Pseudo-Hamiltonian approach to a theory of effective interactions in the particle-hole channel: Microscopic foundations.

Abstract

In an accompanying paper, we have described a new approach to the computation of ground-state energies and of correlated particle-hole excitations in terms of a phenomenological pseudo-Hamiltonian containing two- and more-body smooth effective potentials which sum the results of short-range correlations and of density fluctuation amplitudes which describe long-range correlations. In this paper we study the problem of relating the pseudopotentials to a (possibly singular) microscopic interaction with the aid of tools developed within the framework of the coupled cluster theory of K\"ummel and his collaborators, the results containing both familiar and unfamiliar elements.
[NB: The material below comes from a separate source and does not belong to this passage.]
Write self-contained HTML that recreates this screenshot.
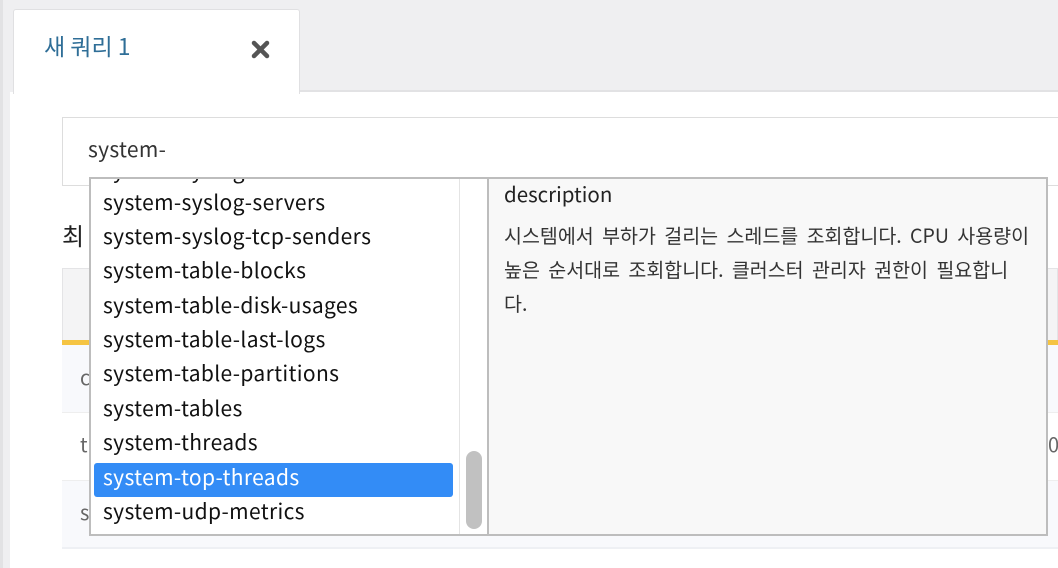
<!DOCTYPE html>
<html><head><meta charset="utf-8"><style>
*{margin:0;padding:0;box-sizing:border-box}
body{width:1058px;height:568px;overflow:hidden;background:#efeff1;font-family:"Noto Sans CJK KR",sans-serif;position:relative}
.abs{position:absolute}
.item{position:absolute;left:12px;font-size:21px;letter-spacing:0.35px;color:#111;height:34px;line-height:34px;white-space:nowrap}
.d{white-space:nowrap}
</style></head><body>
<div class="abs" style="left:0;top:0;width:3px;height:568px;background:#e2e2e4"></div>
<div class="abs" style="left:10px;top:92px;width:1048px;height:476px;background:#fff"></div>
<div class="abs" style="left:13px;top:9px;width:287px;height:85px;background:#fff;border:1px solid #e0e0e2;border-bottom:none;border-radius:3px 3px 0 0"></div>
<div class="abs" style="left:300px;top:90px;width:758px;height:2px;background:#e2e2e4"></div>
<div class="abs" style="left:44px;top:28px;font-size:23px;line-height:34px;color:#2f6e97">새 쿼리 1</div>
<svg class="abs" style="left:251px;top:40px" width="19" height="19" viewBox="0 0 19 19"><path d="M3 3L16 16M16 3L3 16" stroke="#555" stroke-width="4.5" stroke-linecap="round"/></svg>
<div class="abs" style="left:62px;top:117px;width:1000px;height:69px;border:1px solid #ddd;background:#fff"></div>
<div class="abs" style="left:88px;top:133px;font-size:21px;letter-spacing:0.3px;line-height:32px;color:#333">system-</div>
<div class="abs" style="left:62px;top:218px;font-size:24px;line-height:34px;color:#222">최</div>
<div class="abs" style="left:62px;top:268px;width:996px;height:74px;background:#f4f4f5;border:1px solid #e4e4e6"></div>
<div class="abs" style="left:62px;top:340px;width:996px;height:5px;background:#f5c443"></div>
<div class="abs" style="left:62px;top:345px;width:996px;height:67px;background:#f8f9fc"></div>
<div class="abs" style="left:62px;top:412px;width:996px;height:68px;background:#fff;border-top:1px solid #eee"></div>
<div class="abs" style="left:62px;top:480px;width:996px;height:69px;background:#f8f9fc;border-top:1px solid #eee;border-bottom:2px solid #eef0f4"></div>
<div class="abs" style="left:80px;top:362px;font-size:20px;line-height:30px;color:#666">c</div>
<div class="abs" style="left:80px;top:429px;font-size:20px;line-height:30px;color:#666">t</div>
<div class="abs" style="left:80px;top:497px;font-size:20px;line-height:30px;color:#666">s</div>
<div class="abs" style="left:1048px;top:429px;font-size:20px;line-height:30px;color:#666">0</div>
<div class="abs" style="left:89px;top:177px;width:399px;height:359px;background:#fff;border:2px solid #bdbdbd;border-right:none;overflow:hidden">
 <div class="abs" style="left:368px;top:0;width:1px;height:359px;background:#e4e4e4"></div>
 <div class="abs" style="left:375px;top:272px;width:16px;height:78px;border-radius:8px;background:#c1c1c1"></div>
 <div class="item" style="top:-26px">system-syslog</div>
 <div class="item" style="top:6px">system-syslog-servers</div>
 <div class="item" style="top:40px">system-syslog-tcp-senders</div>
 <div class="item" style="top:74px">system-table-blocks</div>
 <div class="item" style="top:109px">system-table-disk-usages</div>
 <div class="item" style="top:143px">system-table-last-logs</div>
 <div class="item" style="top:177px">system-table-partitions</div>
 <div class="item" style="top:212px">system-tables</div>
 <div class="item" style="top:246px">system-threads</div>
 <div class="abs" style="left:3px;top:284px;width:359px;height:34px;background:#338cf6;border-radius:3px"></div>
 <div class="item" style="top:281px;color:#fff">system-top-threads</div>
 <div class="item" style="top:315px">system-udp-metrics</div>
</div>
<div class="abs" style="left:487px;top:177px;width:561px;height:359px;background:#f8f8f8;border:2px solid #bdbdbd"></div>
<div class="abs" style="left:504px;top:177px;font-size:20.5px;line-height:32px;color:#222">description</div>
<div class="abs" style="left:504px;top:218px;width:545px;font-size:19.5px;word-spacing:4px;line-height:34px;color:#333"><div class="d">시스템에서 부하가 걸리는 스레드를 조회합니다. CPU 사용량이</div><div class="d">높은 순서대로 조회합니다. 클러스터 관리자 권한이 필요합니</div><div class="d">다.</div></div>
</body></html>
For example, the formulas derived, which depend on Bethe-Goldstone and Bethe-Faddeev amplitudes, include new definitions of particle-hole scattering matrix elements. An important consistency check is satisfied, in that the problem of defining the phenomenological potentials in terms of the microscopic ones must yield two separate but equivalent solutions, once within the framework of the theory of the ground-state energy and a second time within the framework of the theory of excitations. The entire package is studied with the aid of a modified version of coupled cluster theory, and shown to form a self-consistent entity. Among the desirable features of the formalism is that the large gap in the single-particle energy spectrum often utilized in existing formalisms is naturally absent from the current one.